Dimmi chi sei

Carlo Sini alla presentazione de “Le Cattedre dei non credenti”, primo volume dell’Opera omnia di Martini

Il Prof. Sini ha sottolineato in particolare come il senso ultimo di questi dialoghi, la questione che il Cardinale poneva a tutti, non aveva a che fare con questioni dottrinali o teologiche ma era una domanda molto personale: «”Dimmi chi sei”: questo in fondo era ciò che chiedeva Martini in questi incontri. Credo che questo nascesse dal desiderio del Cardinale di andare al fondo delle cose, di scoprire la radice comune che ci rende umani; da lì poi si possono valutare le differenze.
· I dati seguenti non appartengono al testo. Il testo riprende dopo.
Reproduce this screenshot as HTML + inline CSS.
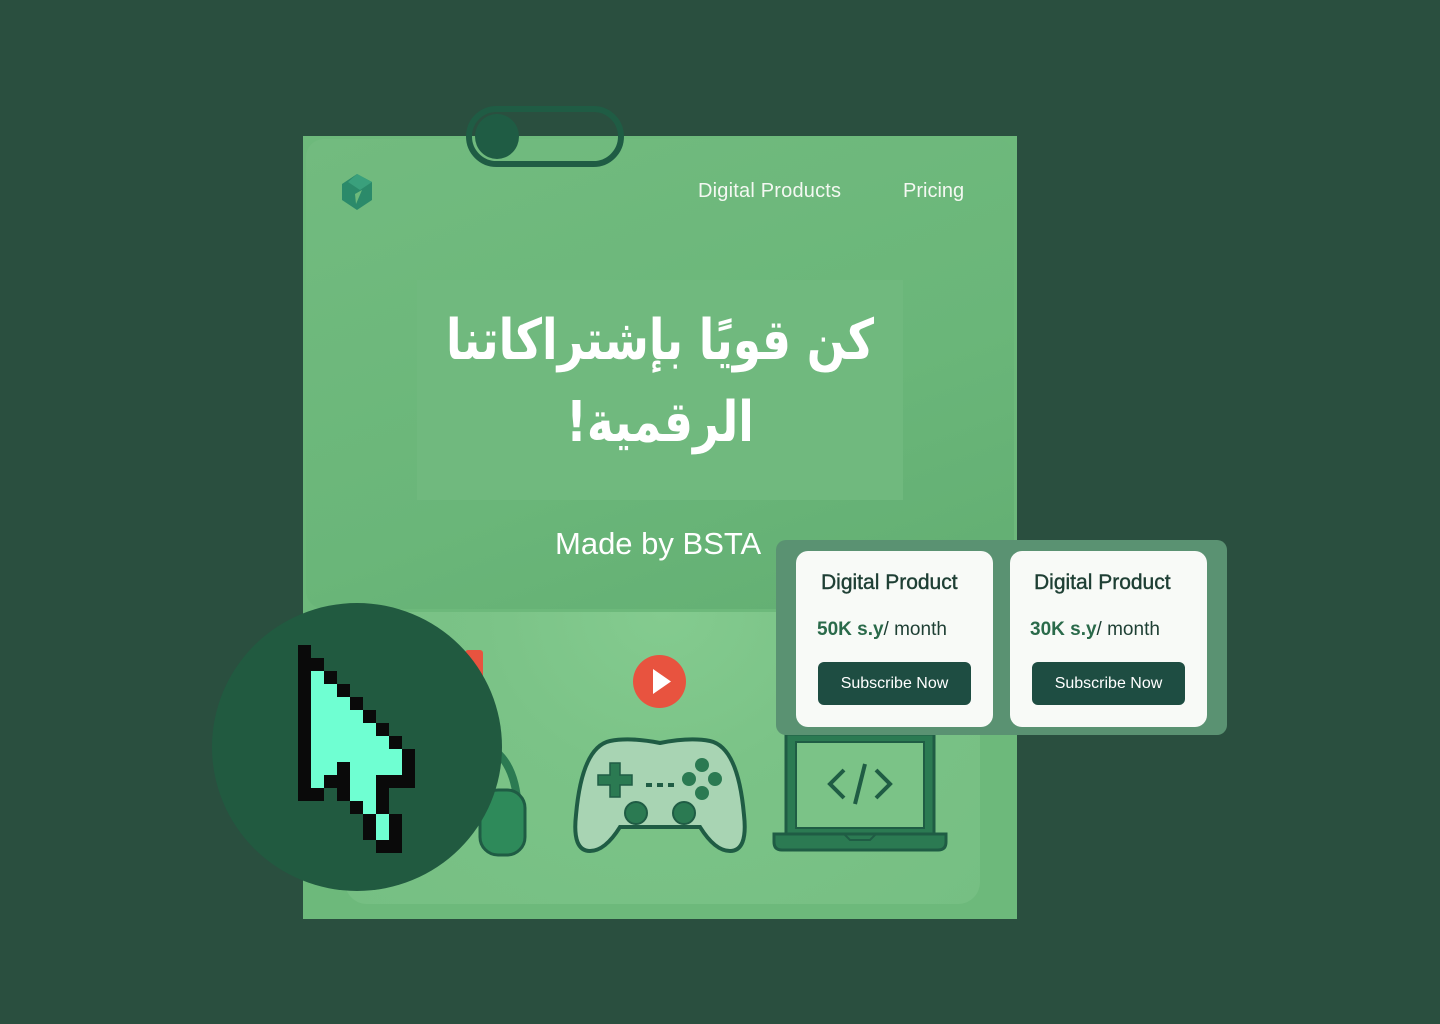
<!DOCTYPE html>
<html><head><meta charset="utf-8"><style>
*{margin:0;padding:0;box-sizing:border-box}
body{width:1440px;height:1024px;background:#2a4f3f;position:relative;overflow:hidden;font-family:"Liberation Sans","DejaVu Sans",sans-serif}
.abs{position:absolute}
</style></head><body>
<div class="abs" style="left:303px;top:136px;width:714px;height:783px;background:#6db97b;"></div>
<div class="abs" style="left:306px;top:139px;width:708px;height:470px;border-radius:18px;background:linear-gradient(160deg,#72bb7f,#6ab679 60%,#62ae72);"></div>
<div class="abs" style="left:417px;top:280px;width:486px;height:220px;background:#70b97e;"></div>
<div class="abs" style="left:345px;top:612px;width:635px;height:292px;border-radius:22px;background:radial-gradient(ellipse at 50% 0%,#84cb8f 0%,#7bc387 40%,#76bf83 100%);"></div>
<!-- toggle -->
<div class="abs" style="left:466px;top:106px;width:158px;height:61px;border:6px solid #1f5c44;border-radius:31px;"></div>
<div class="abs" style="left:475px;top:114px;width:44px;height:45px;border-radius:50%;background:#1f5c44;"></div>
<!-- logo -->
<svg class="abs" style="left:338px;top:172px" width="38" height="40" viewBox="0 0 38 40"><path d="M19 2 L34 10 L34 28 L19 38 L4 28 L4 12 Z" fill="#2b8a6a"/><path d="M19 2 L34 10 L22 18 L10 10 Z" fill="#3aa07c"/><path d="M17 22 L24 18 L18 32 Z" fill="#6db97b"/></svg>
<div class="abs" style="left:698px;top:180px;color:#f4f8f2;font-size:20px;letter-spacing:0.2px">Digital Products</div>
<div class="abs" style="left:903px;top:180px;color:#f4f8f2;font-size:20px;">Pricing</div>
<div class="abs" dir="rtl" style="left:380px;top:300px;width:560px;text-align:center;color:#fff;font-family:'DejaVu Sans',sans-serif;font-weight:bold;font-size:56px;line-height:82px;transform:scaleX(0.81);transform-origin:center;">كن قويًا بإشتراكاتنا الرقمية!</div>
<div class="abs" style="left:555px;top:526px;color:#fff;font-size:31px;">Made by BSTA</div>
<!-- red bits -->
<div class="abs" style="left:465px;top:650px;width:18px;height:32px;background:#e8533f;border-radius:3px"></div>
<div class="abs" style="left:633px;top:655px;width:53px;height:53px;border-radius:50%;background:#e8533f;"></div>
<svg class="abs" style="left:633px;top:655px" width="53" height="53"><path d="M20 14 L38 26.5 L20 39 Z" fill="#fff"/></svg>
<!-- headphones -->
<svg class="abs" style="left:440px;top:720px" width="100" height="140"><path d="M20 20 Q75 20 78 90" stroke="#2b7a52" stroke-width="8" fill="none"/><rect x="40" y="70" width="45" height="65" rx="18" fill="#2e8a5a" stroke="#1f5c44" stroke-width="3"/></svg>
<!-- gamepad -->
<svg class="abs" style="left:570px;top:735px" width="180" height="122" viewBox="0 0 180 122"><path d="M40 6 Q60 2 90 8 Q120 2 140 6 Q168 12 174 80 Q178 116 160 116 Q145 116 130 92 L50 92 Q35 116 20 116 Q2 116 6 80 Q12 12 40 6 Z" fill="#a8d4b3" stroke="#1f5c44" stroke-width="4"/><path d="M40 28 h10 v12 h12 v10 h-12 v12 h-10 v-12 h-12 v-10 h12 z" fill="#2b7a52" stroke="#1f5c44" stroke-width="1.5"/><circle cx="132" cy="30" r="7" fill="#2b7a52"/><circle cx="119" cy="44" r="7" fill="#2b7a52"/><circle cx="145" cy="44" r="7" fill="#2b7a52"/><circle cx="132" cy="58" r="7" fill="#2b7a52"/><rect x="76" y="48" width="6" height="4" fill="#1f5c44"/><rect x="87" y="48" width="6" height="4" fill="#1f5c44"/><rect x="98" y="48" width="6" height="4" fill="#1f5c44"/><circle cx="66" cy="78" r="11" fill="#2b7a52" stroke="#1f5c44" stroke-width="2"/><circle cx="114" cy="78" r="11" fill="#2b7a52" stroke="#1f5c44" stroke-width="2"/></svg>
<!-- laptop -->
<svg class="abs" style="left:772px;top:730px" width="176" height="124" viewBox="0 0 176 124"><rect x="14" y="4" width="148" height="100" fill="#2b7a52" stroke="#1f5c44" stroke-width="3"/><rect x="24" y="12" width="128" height="86" fill="#7bc387" stroke="#1f5c44" stroke-width="2"/><path d="M2 104 H174 V112 Q174 120 166 120 H10 Q2 120 2 112 Z" fill="#2b7a52" stroke="#1f5c44" stroke-width="3"/><path d="M72 104 l6 6 h20 l6-6" fill="none" stroke="#1f5c44" stroke-width="2"/><path d="M72 40 L58 54 L72 68 M104 40 L118 54 L104 68 M93 34 L83 74" stroke="#1f5c44" stroke-width="4" fill="none"/></svg>
<!-- cursor circle -->
<div class="abs" style="left:212px;top:603px;width:290px;height:288px;border-radius:50%;background:#215a40;"></div>
<svg class="abs" style="left:298px;top:645px;shape-rendering:crispEdges" width="130" height="208" viewBox="0 0 10 16">
<g fill="#0a0a0a">
<rect x="0" y="0" width="1" height="12"/><rect x="1" y="11" width="1" height="1"/>
<rect x="1" y="1" width="1" height="1"/><rect x="2" y="2" width="1" height="1"/><rect x="3" y="3" width="1" height="1"/><rect x="4" y="4" width="1" height="1"/><rect x="5" y="5" width="1" height="1"/><rect x="6" y="6" width="1" height="1"/><rect x="7" y="7" width="1" height="1"/><rect x="8" y="8" width="1" height="1"/>
<rect x="8" y="9" width="1" height="1"/>
<rect x="6" y="10" width="3" height="1"/>
<rect x="2" y="10" width="1" height="1"/><rect x="3" y="9" width="1" height="2"/>
<rect x="3" y="11" width="1" height="1"/><rect x="4" y="12" width="1" height="1"/>
<rect x="6" y="11" width="1" height="2"/><rect x="7" y="13" width="1" height="2"/>
<rect x="5" y="13" width="1" height="2"/><rect x="6" y="15" width="2" height="1"/>
</g>
<g fill="#6fffd2">
<rect x="1" y="2" width="1" height="9"/><rect x="2" y="3" width="1" height="7"/><rect x="3" y="4" width="1" height="5"/><rect x="4" y="5" width="1" height="6"/><rect x="5" y="6" width="1" height="7"/><rect x="6" y="7" width="1" height="3"/><rect x="7" y="8" width="1" height="2"/><rect x="4" y="11" width="1" height="1"/><rect x="5" y="11" width="1" height="2"/><rect x="6" y="13" width="1" height="2"/>
</g></svg>
<!-- pricing panel -->
<div class="abs" style="left:776px;top:540px;width:451px;height:195px;border-radius:10px;background:#5a9272;"></div>
<div class="abs" style="left:796px;top:551px;width:197px;height:176px;border-radius:12px;background:#f8faf7;"></div>
<div class="abs" style="left:1010px;top:551px;width:197px;height:176px;border-radius:12px;background:#f8faf7;"></div>
<div class="abs" style="left:821px;top:571px;font-size:21px;color:#1e3f34;-webkit-text-stroke:0.4px #1e3f34">Digital Product</div>
<div class="abs" style="left:1034px;top:571px;font-size:21px;color:#1e3f34;-webkit-text-stroke:0.4px #1e3f34">Digital Product</div>
<div class="abs" style="left:817px;top:619px;font-size:19px;color:#1e3f34;"><b style="color:#2a6a4a">50K s.y</b>/ month</div>
<div class="abs" style="left:1030px;top:619px;font-size:19px;color:#1e3f34;"><b style="color:#2a6a4a">30K s.y</b>/ month</div>
<div class="abs" style="left:818px;top:662px;width:153px;height:43px;border-radius:6px;background:#1e4d42;color:#fff;font-size:16px;line-height:43px;text-align:center;">Subscribe Now</div>
<div class="abs" style="left:1032px;top:662px;width:153px;height:43px;border-radius:6px;background:#1e4d42;color:#fff;font-size:16px;line-height:43px;text-align:center;">Subscribe Now</div>
</body></html>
E questa è la più alta forma di carità verso l’altro».

Padre Carlo Casalone, gesuita, presidente della Fondazione Martini, ha sottolineato come questo volume potrà aiutare a meglio comprendere i criteri su cui il Cardinale fondava l’esperienza dell’ascolto e del dialogo. «Nel dialogo autentico – ha spiegato Casalone – c’è anche una perdita di qualcosa di sé: padre Martini ci ha mostrato come questo non debba essere vissuto come un’esperienza negativa, ma come via per un incontro più fecondo».

Guido Formigoni, coordinatore del comitato scientifico dell’Opera omnia, ha illustrato l’articolazione dell’insieme del progetto, i molteplici significati di questo volume e i diversi possibili percorsi di lettura. «Non è una collezione da riporre in biblioteca – ha spiegato -, ma un libro che vuole dare freschezza all’eredità di Martini».

Il Prof. Natoli dopo avere confidato che «l’incontro con Martini in occasione della Cattedra fu l’inizio di una relazione che non si è più interrotta», si è soffermato sulla natura del dialogo con i non credenti promosso dal Cardinale: non più, come nell’era preconciliare, un esercizio di apologetica per convertire l’interlocutore; e non solo, come affermato dal Concilio, un atteggiamento ispirato dalla necessità di condannare l’«errore» e non l’«errante». «Certamente Martini è stato uno dei massimi interpreti della teologia dell’ascolto promossa dal Concilio, ma ha fatto anche un passo in più, affermando che oltre il confine che ci separa dall’altro c’è un valore da riconoscere».

Questo, specularmente, è anche ciò che rende interessante il dialogo per il non credente: «È il credente che inquieta, non la dottrina. Martini non voleva convertire ma mettere l’altro davanti alla Parola, una Parola che fa bene all’uomo».